▶ _WHAT THE TASK ASKS_:
Reproduce the listing word for word, leaving every picture behind.

▶ _DATA EXCERPT_:
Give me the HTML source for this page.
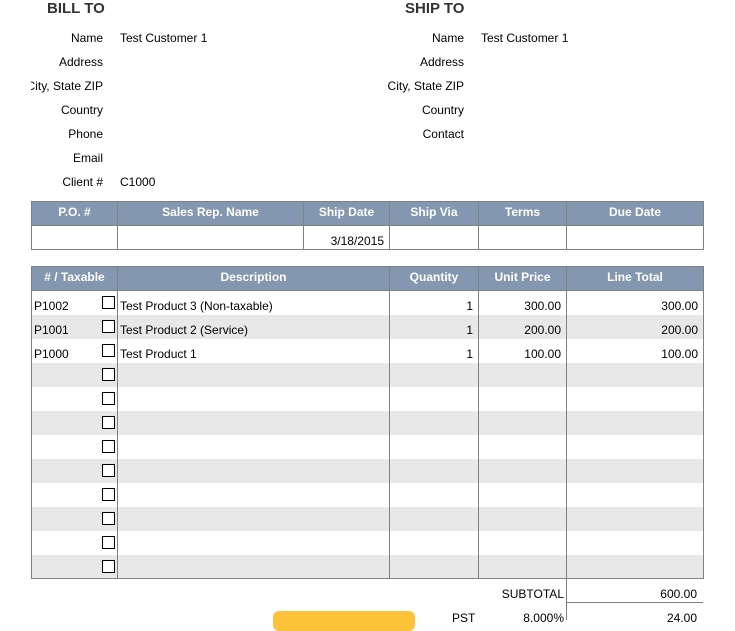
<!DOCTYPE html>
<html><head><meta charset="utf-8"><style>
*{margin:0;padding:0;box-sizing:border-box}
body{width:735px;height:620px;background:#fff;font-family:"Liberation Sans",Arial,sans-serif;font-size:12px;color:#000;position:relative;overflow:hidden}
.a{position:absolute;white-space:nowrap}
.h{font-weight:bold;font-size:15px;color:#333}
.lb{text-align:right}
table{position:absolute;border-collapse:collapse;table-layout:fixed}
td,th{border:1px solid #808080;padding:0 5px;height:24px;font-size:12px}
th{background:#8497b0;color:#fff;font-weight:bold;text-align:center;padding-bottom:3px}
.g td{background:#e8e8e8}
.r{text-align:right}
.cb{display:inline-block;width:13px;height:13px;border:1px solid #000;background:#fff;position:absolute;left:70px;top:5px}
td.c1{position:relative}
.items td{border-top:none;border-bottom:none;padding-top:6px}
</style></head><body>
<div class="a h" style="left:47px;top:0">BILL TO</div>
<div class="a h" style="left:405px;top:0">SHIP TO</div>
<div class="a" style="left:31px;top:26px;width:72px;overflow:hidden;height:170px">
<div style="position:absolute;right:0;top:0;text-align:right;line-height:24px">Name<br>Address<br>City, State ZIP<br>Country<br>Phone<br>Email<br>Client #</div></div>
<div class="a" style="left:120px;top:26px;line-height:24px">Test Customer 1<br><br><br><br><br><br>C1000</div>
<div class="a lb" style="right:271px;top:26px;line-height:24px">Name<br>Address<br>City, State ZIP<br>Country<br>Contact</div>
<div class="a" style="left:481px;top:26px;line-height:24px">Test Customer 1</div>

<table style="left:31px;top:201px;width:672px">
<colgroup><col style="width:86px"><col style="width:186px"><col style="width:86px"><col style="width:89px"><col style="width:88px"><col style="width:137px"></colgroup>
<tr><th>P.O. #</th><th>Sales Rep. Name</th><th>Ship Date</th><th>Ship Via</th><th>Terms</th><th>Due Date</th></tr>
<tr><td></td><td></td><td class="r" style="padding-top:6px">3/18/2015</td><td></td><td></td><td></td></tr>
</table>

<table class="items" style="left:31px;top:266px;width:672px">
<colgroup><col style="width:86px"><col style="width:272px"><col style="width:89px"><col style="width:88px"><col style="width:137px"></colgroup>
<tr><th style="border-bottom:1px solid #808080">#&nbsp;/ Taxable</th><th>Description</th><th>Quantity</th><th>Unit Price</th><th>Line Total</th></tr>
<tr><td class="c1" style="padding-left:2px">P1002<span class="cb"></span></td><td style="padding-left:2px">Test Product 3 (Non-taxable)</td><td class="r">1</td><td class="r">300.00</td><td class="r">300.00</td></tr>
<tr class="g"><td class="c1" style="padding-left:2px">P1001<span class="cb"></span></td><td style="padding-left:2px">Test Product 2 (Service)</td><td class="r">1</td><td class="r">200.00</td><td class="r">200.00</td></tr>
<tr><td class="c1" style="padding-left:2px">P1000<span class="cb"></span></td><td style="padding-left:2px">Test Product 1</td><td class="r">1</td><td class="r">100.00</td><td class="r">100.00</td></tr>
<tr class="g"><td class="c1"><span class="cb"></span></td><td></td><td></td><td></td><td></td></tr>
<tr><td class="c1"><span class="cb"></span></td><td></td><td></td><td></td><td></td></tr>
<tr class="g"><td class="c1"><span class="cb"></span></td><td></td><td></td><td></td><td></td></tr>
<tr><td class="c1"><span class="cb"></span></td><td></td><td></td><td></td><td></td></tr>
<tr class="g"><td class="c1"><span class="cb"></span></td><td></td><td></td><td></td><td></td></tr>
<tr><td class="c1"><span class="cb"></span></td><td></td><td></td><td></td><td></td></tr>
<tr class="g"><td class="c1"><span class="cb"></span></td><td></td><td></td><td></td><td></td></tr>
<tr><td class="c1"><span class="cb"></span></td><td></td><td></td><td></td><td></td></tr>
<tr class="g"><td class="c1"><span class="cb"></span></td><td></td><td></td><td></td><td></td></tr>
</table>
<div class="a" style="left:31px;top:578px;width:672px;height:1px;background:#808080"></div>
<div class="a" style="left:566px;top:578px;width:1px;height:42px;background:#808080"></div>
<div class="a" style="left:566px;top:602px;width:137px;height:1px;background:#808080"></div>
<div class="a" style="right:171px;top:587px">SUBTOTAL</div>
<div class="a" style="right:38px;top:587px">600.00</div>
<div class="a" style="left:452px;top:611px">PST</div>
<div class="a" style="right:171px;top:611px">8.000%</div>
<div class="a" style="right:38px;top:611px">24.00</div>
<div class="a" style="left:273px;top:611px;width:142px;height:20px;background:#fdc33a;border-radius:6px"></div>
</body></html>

▶ _RESULT OF THIS EXERCISE_:
Give me the HTML source for this page.
<!DOCTYPE html>
<html><head><meta charset="utf-8"><style>
*{margin:0;padding:0;box-sizing:border-box}
body{width:735px;height:620px;background:#fff;font-family:"Liberation Sans",Arial,sans-serif;font-size:12px;color:#000;position:relative;overflow:hidden}
.a{position:absolute;white-space:nowrap}
.h{font-weight:bold;font-size:15px;color:#333}
.lb{text-align:right}
table{position:absolute;border-collapse:collapse;table-layout:fixed}
td,th{border:1px solid #808080;padding:0 5px;height:24px;font-size:12px}
th{background:#8497b0;color:#fff;font-weight:bold;text-align:center;padding-bottom:3px}
.g td{background:#e8e8e8}
.r{text-align:right}
.cb{display:inline-block;width:13px;height:13px;border:1px solid #000;background:#fff;position:absolute;left:70px;top:5px}
td.c1{position:relative}
.items td{border-top:none;border-bottom:none;padding-top:6px}
</style></head><body>
<div class="a h" style="left:47px;top:0">BILL TO</div>
<div class="a h" style="left:405px;top:0">SHIP TO</div>
<div class="a" style="left:31px;top:26px;width:72px;overflow:hidden;height:170px">
<div style="position:absolute;right:0;top:0;text-align:right;line-height:24px">Name<br>Address<br>City, State ZIP<br>Country<br>Phone<br>Email<br>Client #</div></div>
<div class="a" style="left:120px;top:26px;line-height:24px">Test Customer 1<br><br><br><br><br><br>C1000</div>
<div class="a lb" style="right:271px;top:26px;line-height:24px">Name<br>Address<br>City, State ZIP<br>Country<br>Contact</div>
<div class="a" style="left:481px;top:26px;line-height:24px">Test Customer 1</div>

<table style="left:31px;top:201px;width:672px">
<colgroup><col style="width:86px"><col style="width:186px"><col style="width:86px"><col style="width:89px"><col style="width:88px"><col style="width:137px"></colgroup>
<tr><th>P.O. #</th><th>Sales Rep. Name</th><th>Ship Date</th><th>Ship Via</th><th>Terms</th><th>Due Date</th></tr>
<tr><td></td><td></td><td class="r" style="padding-top:6px">3/18/2015</td><td></td><td></td><td></td></tr>
</table>

<table class="items" style="left:31px;top:266px;width:672px">
<colgroup><col style="width:86px"><col style="width:272px"><col style="width:89px"><col style="width:88px"><col style="width:137px"></colgroup>
<tr><th style="border-bottom:1px solid #808080">#&nbsp;/ Taxable</th><th>Description</th><th>Quantity</th><th>Unit Price</th><th>Line Total</th></tr>
<tr><td class="c1" style="padding-left:2px">P1002<span class="cb"></span></td><td style="padding-left:2px">Test Product 3 (Non-taxable)</td><td class="r">1</td><td class="r">300.00</td><td class="r">300.00</td></tr>
<tr class="g"><td class="c1" style="padding-left:2px">P1001<span class="cb"></span></td><td style="padding-left:2px">Test Product 2 (Service)</td><td class="r">1</td><td class="r">200.00</td><td class="r">200.00</td></tr>
<tr><td class="c1" style="padding-left:2px">P1000<span class="cb"></span></td><td style="padding-left:2px">Test Product 1</td><td class="r">1</td><td class="r">100.00</td><td class="r">100.00</td></tr>
<tr class="g"><td class="c1"><span class="cb"></span></td><td></td><td></td><td></td><td></td></tr>
<tr><td class="c1"><span class="cb"></span></td><td></td><td></td><td></td><td></td></tr>
<tr class="g"><td class="c1"><span class="cb"></span></td><td></td><td></td><td></td><td></td></tr>
<tr><td class="c1"><span class="cb"></span></td><td></td><td></td><td></td><td></td></tr>
<tr class="g"><td class="c1"><span class="cb"></span></td><td></td><td></td><td></td><td></td></tr>
<tr><td class="c1"><span class="cb"></span></td><td></td><td></td><td></td><td></td></tr>
<tr class="g"><td class="c1"><span class="cb"></span></td><td></td><td></td><td></td><td></td></tr>
<tr><td class="c1"><span class="cb"></span></td><td></td><td></td><td></td><td></td></tr>
<tr class="g"><td class="c1"><span class="cb"></span></td><td></td><td></td><td></td><td></td></tr>
</table>
<div class="a" style="left:31px;top:578px;width:672px;height:1px;background:#808080"></div>
<div class="a" style="left:566px;top:578px;width:1px;height:42px;background:#808080"></div>
<div class="a" style="left:566px;top:602px;width:137px;height:1px;background:#808080"></div>
<div class="a" style="right:171px;top:587px">SUBTOTAL</div>
<div class="a" style="right:38px;top:587px">600.00</div>
<div class="a" style="left:452px;top:611px">PST</div>
<div class="a" style="right:171px;top:611px">8.000%</div>
<div class="a" style="right:38px;top:611px">24.00</div>
<div class="a" style="left:273px;top:611px;width:142px;height:20px;background:#fdc33a;border-radius:6px"></div>
</body></html>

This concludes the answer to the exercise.